34 414 Voorstel van wet van het lid Klein tot wijziging van de Algemene Ouderdomswet en de Participatiewet in verband met de introductie van de mogelijkheid het AOW-ouderdomspensioen geheel of gedeeltelijk eerder of later te laten ingaan (Wet flexibilisering ingangsdatum AOW)

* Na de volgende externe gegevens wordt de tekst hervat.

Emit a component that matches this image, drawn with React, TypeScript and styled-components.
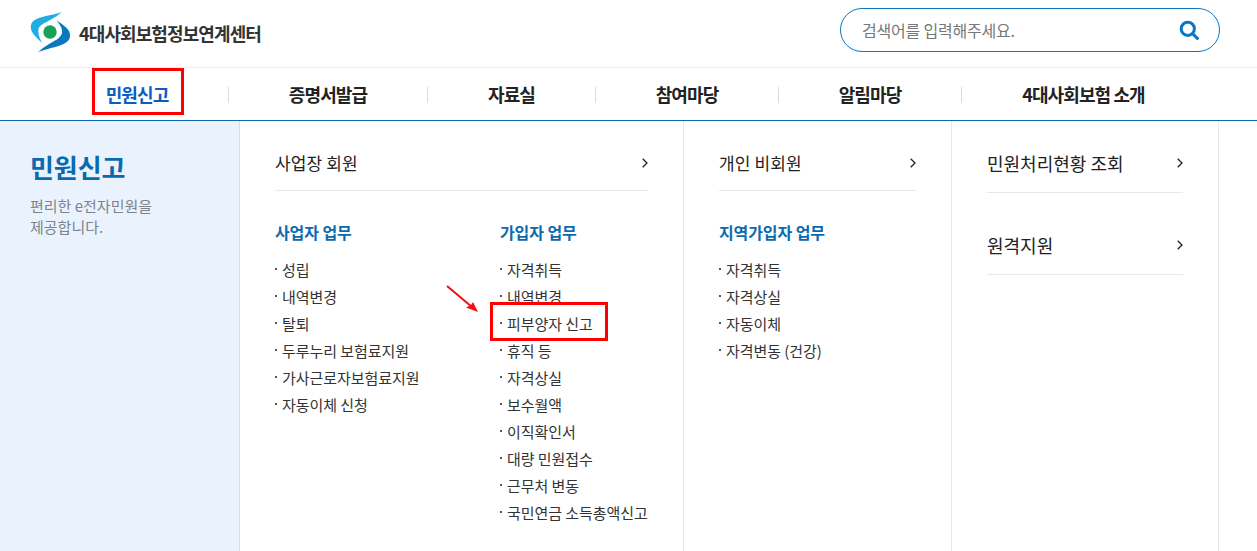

Nr. 10 MOTIE VAN HET LID KERSTENS

Voorgesteld 25 januari 2017

De Kamer,

gehoord de beraadslaging,

overwegende dat de AOW als solide en solidaire oudedagsvoorziening ook voor toekomstige generaties behouden moet worden;

overwegende dat mensen gemiddeld steeds langer doorwerken, maar dat langer doorwerken niet voor iedereen mogelijk is en niet in iedere situatie als wenselijk wordt ervaren;

overwegende dat keuzevrijheid ten aanzien van de datum van pensionering mensen in staat moet stellen om in hun individuele situatie tot een goede overgang tussen werk en pensioen te komen;

constaterende dat aanvullende pensioenen al de mogelijkheid bieden om op basis van een actuariële verrekening te kiezen voor een individuele pensioenleeftijd of deeltijdpensioen;

overwegende dat mensen zonder aanvullend pensioen of een klein aanvullend pensioen deze keuzemogelijkheid ten aanzien van de datum van pensionering of deeltijdpensioen niet hebben, en dat keuzevrijheid er niet toe mag leiden dat mensen een beroep op de bijstand moeten doen;

verzoekt de regering, te onderzoeken voor welke groepen in de samenleving en onder welke voorwaarden een flexibele AOW of een meer specifieke regeling van toegevoegde waarde zou kunnen zijn,

en gaat over tot de orde van de dag.